# 模型推理

模型推理（Model Inference）是指在机器学习和深度学习中，使用训练好的模型对新的输入数据进行处理，以得到预测结果或决策的过程。推理过程通常涉及以下步骤： 

1、输入处理：将新的输入数据（如图像、文本、声音等）格式化或标准化，使其符合模型期望的输入格式。

2、前向传播：输入数据通过网络或模型的结构进行前向传播，这一过程中会涉及参数的加权求和、激活函数处理等操作。

3、输出生成：模型根据前向传播的结果生成输出，输出可以是分类标签、连续值、概率分布等。

4、后处理：在某些情况下，模型的原始输出需要进一步处理或转换，以便更加直观或符合应用需求。

**而使用openMind Library pipeline可以端到端地一键调用AI模型，用户只需对代码进行简单编写，即可完成推理，大幅提升开发效率。
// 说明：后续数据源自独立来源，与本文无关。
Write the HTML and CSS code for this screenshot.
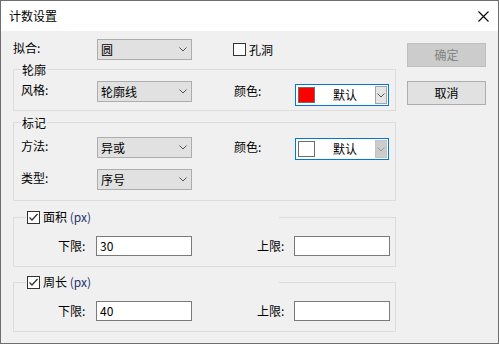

**

openMind Library `pipeline`方法支持PyTorch和MindSpore两种框架。此外，`pipeline`方法支持多个领域的任务，例如文本生成、文本分类、图像识别等。

本章节将从以下几个方面介绍如何使用`pipeline`加载模型并进行推理：

- [openMind Library环境准备](#openmind-library环境准备)

- [pipeline基本用法](#pipeline基本用法)

- [pipeline参数](#pipeline参数)

- [pipeline推理的示例](#pipeline推理的示例)

- [pipeline当前支持的推理任务及其默认参数](#pipeline当前支持的推理任务及其默认参数)

<!-- omit in toc -->
## openMind Library环境准备

详细步骤参考[openMind Library安装指南](../install.md)。

<!-- omit in toc -->
## pipeline基本用法

当前的`pipeline`支持两种框架：PyTorch和MindSpore，在定义`pipeline`时，通过参数`framework`来指定，Pytorch框架为`pt`，MindSpore框架为`ms`。此外，Pytorch框架支持两种`backend`：`transformers`和`diffusers`，MindSpore支持三种`backend`：`mindformers`、`mindone`和`mindnlp`，通过参数`backend`传入。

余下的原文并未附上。